A short checklist before you press ‘translate’

If translation is the next item on your international expansion list, a few questions are worth running through first.

  • Which pages need full human translation, and which can run on AI translation with a light review? Treat sales pages, legal pages and customer support copy as the priority. Everything else is negotiable.
  • Do you have a brand glossary, even a simple one? Five to ten terms you want translated consistently is enough to make a meaningful difference. Without it, every fresh translator and every fresh engine guesses.
  • Have you given the translator context? A product name, a one-paragraph brand description and a couple of sample customer reviews is usually all it takes.

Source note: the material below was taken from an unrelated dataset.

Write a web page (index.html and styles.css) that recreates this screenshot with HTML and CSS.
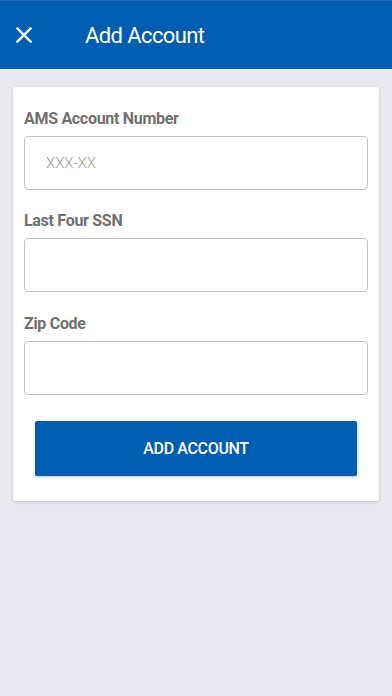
FILE: index.html
```html
<!DOCTYPE html>
<html>
<head>
    <meta http-equiv="Content-Type" content="text/html; charset=utf-8">
    <title>Add Account</title>
    <link rel="stylesheet" href="styles.css">
</head>
<body>
    <div class="header">
        <span class="close">
            <svg width="16" height="16" viewBox="0 0 16 16"><path d="M1.5 1.5L14.5 14.5M14.5 1.5L1.5 14.5" stroke="#fff" stroke-width="2.4" stroke-linecap="square"/></svg>
        </span>
        <h1>Add Account</h1>
    </div>
    <div class="card">
        <label>AMS Account Number</label>
        <input type="text" placeholder="XXX-XX" />
        <label>Last Four SSN</label>
        <input type="text" />
        <label class="last">Zip Code</label>
        <input type="text" />
        <div class="btn">ADD ACCOUNT</div>
    </div>
</body>
</html>
```

FILE: styles.css
```css
body,h1,div,label,input{margin:0;padding:0;border:0;}
body{font-family:Roboto, "Liberation Sans", sans-serif; background:#e9e9ef; width:392px; height:696px;}

.header{height:69px; background:#005db0; border-top:1px solid #1f6fbe; box-sizing:border-box; display:flex; align-items:center;}
.header .close{width:16px; height:16px; margin-left:16px; display:flex;}
.header h1{color:#fff; font-size:22px; font-weight:400; letter-spacing:-0.6px; margin-left:53px; margin-top:1px;}

.card{margin:18px 13px 0; background:#fff; padding:22px 11px 25px; display:flex; flex-direction:column;
    box-shadow:0 1px 3px rgba(0,0,0,0.18); border-radius:2px;}
.card label{font-size:16px; line-height:20px; font-weight:700; color:#707070; letter-spacing:-0.3px;}
.card label.last{margin-top:1px;}
.card input{height:54px; border:1px solid #c2c2c2; border-radius:4px; margin:7px 0 21px; box-sizing:border-box;
    padding-left:21px; font-family:Roboto, sans-serif; font-size:15px; font-weight:300; color:#333; background:#fff;}
.card input::placeholder{color:#9a9a9a;}
.btn{margin:5px 11px 0; height:55px; background:#005db0; color:#fff; font-size:16px; font-weight:500; letter-spacing:-0.35px;
    display:flex; align-items:center; justify-content:center; border-radius:2px; box-shadow:0 1px 3px rgba(0,0,0,0.25);}
```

Translators who understand what they are translating produce noticeably better work.
  • Who is reviewing the final output before it goes live? If the answer is ‘nobody’, you have built a publishing process with no quality gate.
  • What is your plan when a customer writes in, in the target language, with a question? A localised website that funnels enquiries into an English-only inbox unwinds the trust the translated pages worked to build.

None of this is glamorous. It does not appear on a strategy slide. But the small businesses that take it seriously tend to discover something the ones who skip it do not: international customers, given a clear chance to buy from you in their own language, often will.

That is, after all, what going global was supposed to be about in the first place.